# Bilge pump wire



## mrdrh99 (Jan 31, 2017)

Hey guys...I have a 600gph bilge pump. I need to extend the wires to a battery, I'll need to run about 10' of wire to get to the switch panel and battery. What gauge should I use? I was thinking 12g


----------



## earl60446 (Jan 31, 2017)

Just use the same size as the bilge pump has. 600gph is a small pump and 10 ft is a short run. 12 gauge is bigger than needed but it won't hurt
to use it.
Tim


----------



## mrdrh99 (Jan 31, 2017)

Cool... Thanks, I have some 14 sitting around somewhere. I'll use that.


----------



## richg99 (Jan 31, 2017)

This might help in the future.

https://www.westmarine.com/WestAdvisor/Marine-Wire-Size-And-Ampacity

richg99


----------



## mrdrh99 (Jan 31, 2017)

Thanks Rich...I made sure to bookmark that page


----------



## DaleH (Feb 1, 2017)

Just remember, when using those ampacity charts, that a load 10' from the battery is a 20' circuit. Where you may have some wires go aft to the battery and forward to the helm switch, the advice is to measure the length of the longest run and double that.
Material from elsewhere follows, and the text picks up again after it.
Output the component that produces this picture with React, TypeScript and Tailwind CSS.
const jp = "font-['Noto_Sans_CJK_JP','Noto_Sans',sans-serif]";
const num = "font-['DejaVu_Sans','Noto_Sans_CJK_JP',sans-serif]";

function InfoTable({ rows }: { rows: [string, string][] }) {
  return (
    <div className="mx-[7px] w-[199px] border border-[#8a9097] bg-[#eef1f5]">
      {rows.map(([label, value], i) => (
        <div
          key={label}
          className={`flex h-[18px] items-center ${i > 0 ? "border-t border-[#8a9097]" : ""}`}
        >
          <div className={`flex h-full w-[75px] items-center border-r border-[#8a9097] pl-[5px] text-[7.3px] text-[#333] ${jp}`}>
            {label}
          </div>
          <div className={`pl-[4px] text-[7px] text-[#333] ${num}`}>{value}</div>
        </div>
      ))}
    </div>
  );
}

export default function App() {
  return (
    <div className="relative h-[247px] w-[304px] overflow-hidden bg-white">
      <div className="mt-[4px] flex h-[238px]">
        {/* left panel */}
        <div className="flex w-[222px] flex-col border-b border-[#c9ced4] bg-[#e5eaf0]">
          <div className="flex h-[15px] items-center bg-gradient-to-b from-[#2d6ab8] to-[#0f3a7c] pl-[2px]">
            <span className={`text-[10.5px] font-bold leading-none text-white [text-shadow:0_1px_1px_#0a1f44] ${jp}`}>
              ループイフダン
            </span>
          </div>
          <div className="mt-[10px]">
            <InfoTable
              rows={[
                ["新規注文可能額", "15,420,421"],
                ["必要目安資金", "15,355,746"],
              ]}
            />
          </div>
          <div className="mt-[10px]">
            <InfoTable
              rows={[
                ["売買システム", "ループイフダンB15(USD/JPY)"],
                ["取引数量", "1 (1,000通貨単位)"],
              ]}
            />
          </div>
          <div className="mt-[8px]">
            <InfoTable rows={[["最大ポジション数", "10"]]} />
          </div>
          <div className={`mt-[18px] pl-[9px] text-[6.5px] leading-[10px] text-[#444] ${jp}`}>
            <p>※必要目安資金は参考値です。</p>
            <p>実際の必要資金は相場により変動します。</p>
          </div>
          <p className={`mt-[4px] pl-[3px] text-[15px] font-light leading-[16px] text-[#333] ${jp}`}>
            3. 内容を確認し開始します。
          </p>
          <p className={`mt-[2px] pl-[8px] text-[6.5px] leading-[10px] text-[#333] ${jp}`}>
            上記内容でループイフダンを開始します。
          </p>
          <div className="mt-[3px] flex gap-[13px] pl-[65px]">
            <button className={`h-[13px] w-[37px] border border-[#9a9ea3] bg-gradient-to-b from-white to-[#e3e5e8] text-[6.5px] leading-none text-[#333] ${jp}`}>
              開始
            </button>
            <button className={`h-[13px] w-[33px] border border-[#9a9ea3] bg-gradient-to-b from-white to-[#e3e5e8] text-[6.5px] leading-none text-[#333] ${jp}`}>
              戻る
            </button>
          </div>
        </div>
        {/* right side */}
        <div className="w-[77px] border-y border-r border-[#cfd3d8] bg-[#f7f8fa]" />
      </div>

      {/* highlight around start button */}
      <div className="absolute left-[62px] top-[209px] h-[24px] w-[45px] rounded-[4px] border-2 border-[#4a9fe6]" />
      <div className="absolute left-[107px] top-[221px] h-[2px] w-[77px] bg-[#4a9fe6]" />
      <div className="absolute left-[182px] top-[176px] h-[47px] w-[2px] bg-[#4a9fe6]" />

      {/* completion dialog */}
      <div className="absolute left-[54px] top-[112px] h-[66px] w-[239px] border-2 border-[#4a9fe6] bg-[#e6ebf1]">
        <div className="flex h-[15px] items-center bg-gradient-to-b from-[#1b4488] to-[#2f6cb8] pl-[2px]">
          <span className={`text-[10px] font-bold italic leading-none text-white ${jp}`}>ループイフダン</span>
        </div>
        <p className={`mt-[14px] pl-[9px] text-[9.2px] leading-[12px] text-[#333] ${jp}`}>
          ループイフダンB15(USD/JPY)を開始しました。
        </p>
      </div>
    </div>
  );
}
600gph pumps run from 3 to 4 amps, typically fused with a 5-amp fuse, breaker or other circuit protection (remember, those are only there to protect the wiring from burning - not to protect the pump from potential damage).
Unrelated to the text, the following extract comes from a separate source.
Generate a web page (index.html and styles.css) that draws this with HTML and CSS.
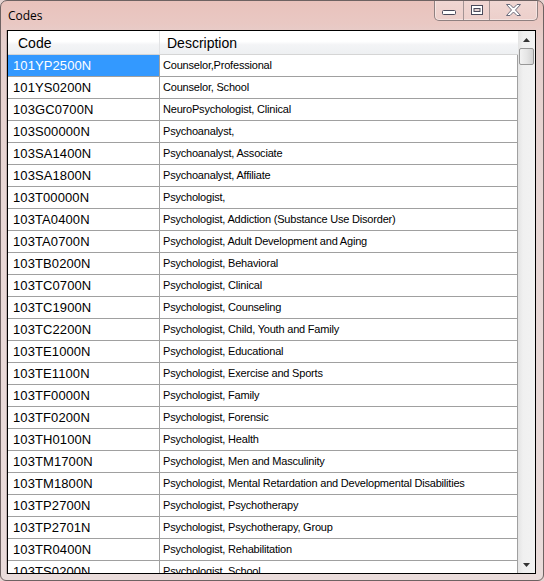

I also use the 3% maximum volt drop calculator for my pump wiring, as I deem them critical accessories, but I boat on saltwaters, so my needs may be different than others on small ponds, etc. 

Another 'tip' ... I seal any butt connector splices in the bilge with 3M 5200 and then put a piece of adhesive-lined heatshrink up over them. I size the HS to be > 3X times the length of the butt connector. And knock on wood, I haven't has any circuit (that I've ever rigged myself) fail in over 30-years of working on many, many boats.


----------